The central role of trade unionism in the Peronist movement should be too well-known to need much repetition although the point might be made that having everything granted from above rather than won by struggle from below made for a more spineless “spine.” CGT membership grew from 80,000 workers in 1943 to four million by 1955. This expansion was boosted by such benefits showered on workers as collective bargaining, social security, paid holidays and many others in a whole raft of favourable labour legislation although the Peronist government tended to play coy with the right to strike. But whether military or civilian, all non-Peronist governments between 1955 and 1983 tended to take a dim view of a trade unionism irreversibly interlocked with a Peronism banned for 18 years.

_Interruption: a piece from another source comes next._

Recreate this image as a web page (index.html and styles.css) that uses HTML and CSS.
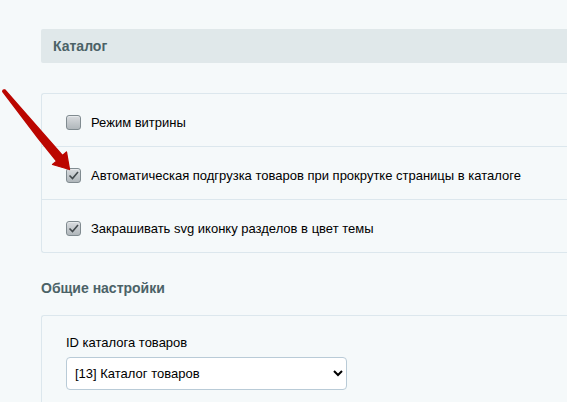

Democracy returned in 1983 with the Radical Raúl Alfonsín denouncing a “military-union pact” during his election campaign and pushing an abortive labour reform in 1984 with no less than 13 CGT general strikes during his presidency. The next attempt at labour reform came with the next Radical-led government in 2000 but foundered with the Banelcogate Senate graft scandal – there was to be no further reform until early this year. While pioneering privatisation and deregulation, the Carlos Menem Peronist presidency (1989-1999) was soft on trade unionism but the CGT nevertheless split into a CGT-San Martín backing him and a CGT-Azopardo opposed.
In this century the trade unions were privileged partners of Kirchnerism while the Mauricio Macri interlude (2015-2019) had too many other problems to take them on seriously. As for the current government we will just have to wait until next year to see how the conflict of the past couple of days and months pans out.